Iori Sasaki

Ph.D. in Engineering | Assistant Professor @ Faculty of Informatics and Data Science, Akita University

Regional Ecosystems Driven by Mobile Big Data/Services

From the perspectives of spatial informatics and mobile computing, this research aims to develop and implement IT technologies that help re-evaluate the diversity, appeal, and civic pride of local communities. In particular, as rural areas face population decline, sustainable community development increasingly depends on collaboration among residents, visitors, and local organizations. This study explores methodologies for building a people-centered information infrastructure for community development, utilizing AI and data science to integrate and leverage local history and wisdom, while also facilitating human-to-human collaboration throughout the process.

Thematic Heatmapping and Scoring Methods for Developments of Walking Routes (2021–)

Walking tourism is gaining popularity across the world, but evaluating whether visitors are truly satisfied with a planned route is difficult. Questions such as “Where do tourists stop?” or “Which places do they pass without interest?” are hard to answer objectively. Traditional surveys require significant cost and effort, making continuous improvement of tourist routes challenging.

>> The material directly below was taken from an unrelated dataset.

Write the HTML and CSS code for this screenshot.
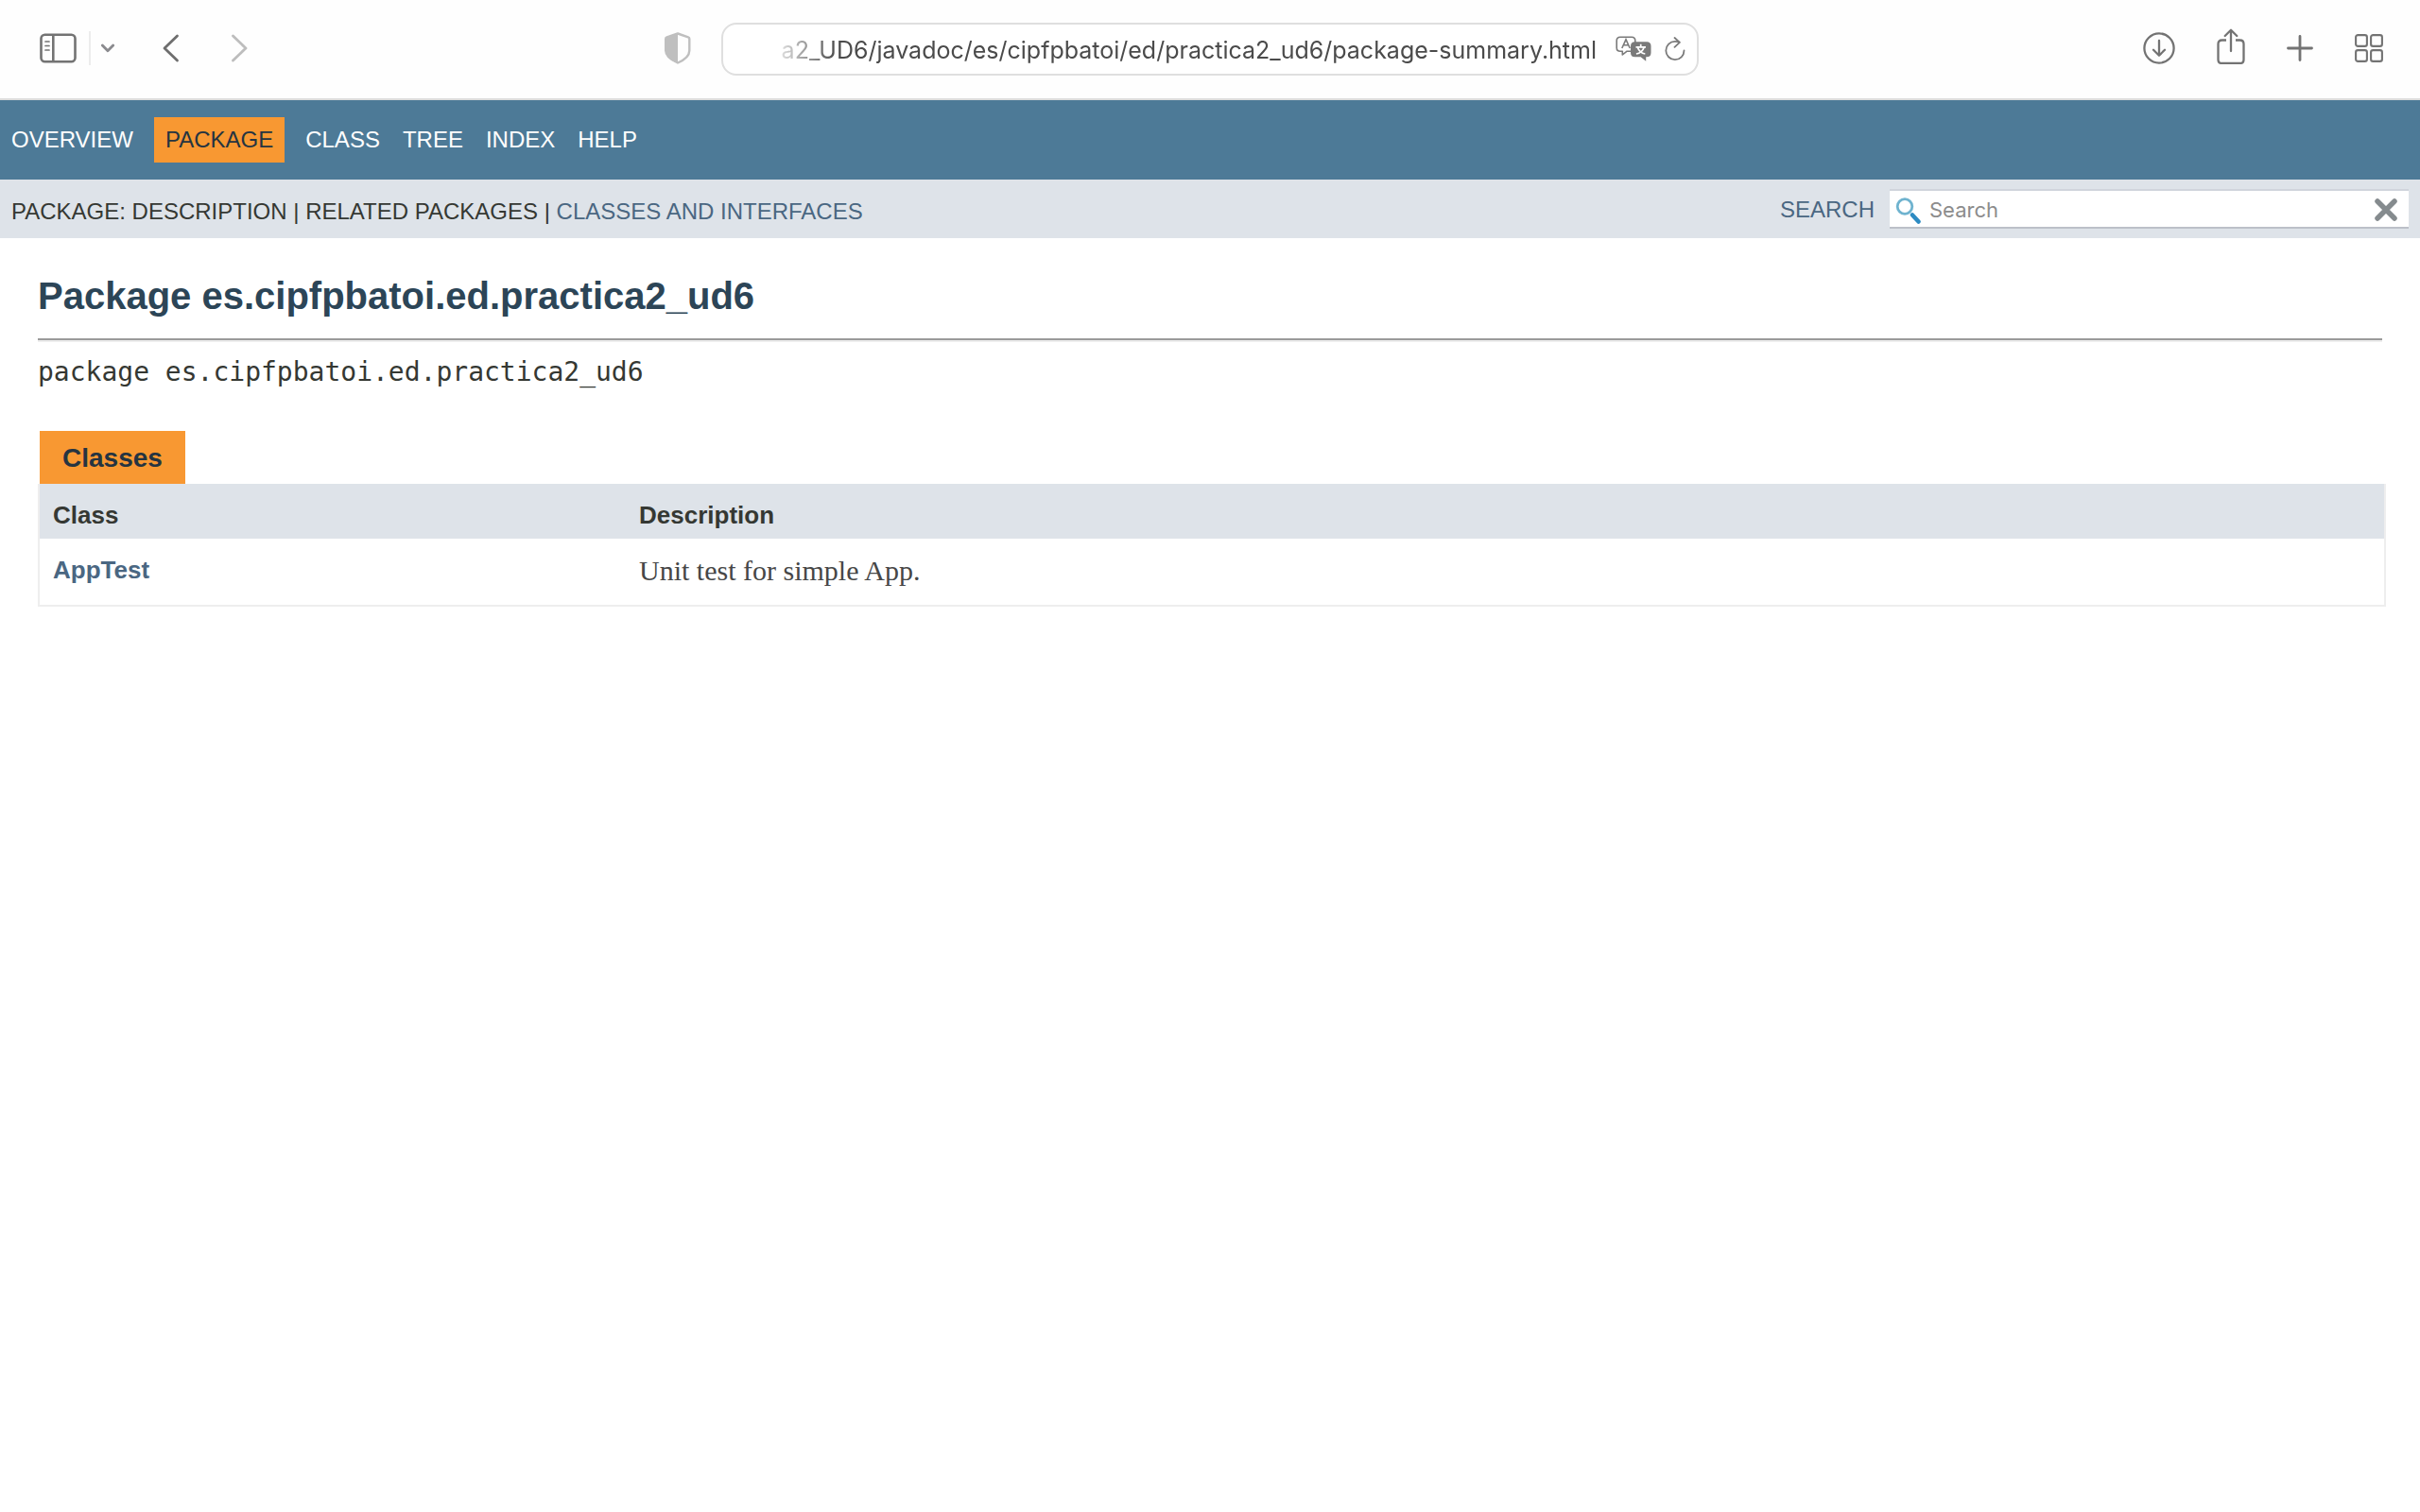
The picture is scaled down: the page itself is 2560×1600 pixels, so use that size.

📊 Mobile Sensing for Context-Aware Tourism Analytics

This study leverages sensor data automatically collected by smartphones to build a sustainable improvement cycle for tourism content. By combining GPS traces with accelerometer data (walking vs. stopping), GPS accuracy information (indoor vs. outdoor estimation), and app interaction logs (photo-taking events), our system automatically infers the context of tourist behavior—where visitors are and what they are doing. Using these inferred contexts, we generate density maps to analyze overall movement patterns and provide quantitative evaluation scores that measure how well actual tourist behavior aligns with planned routes. This enables continuous, data-driven refinement of walking tourism experiences.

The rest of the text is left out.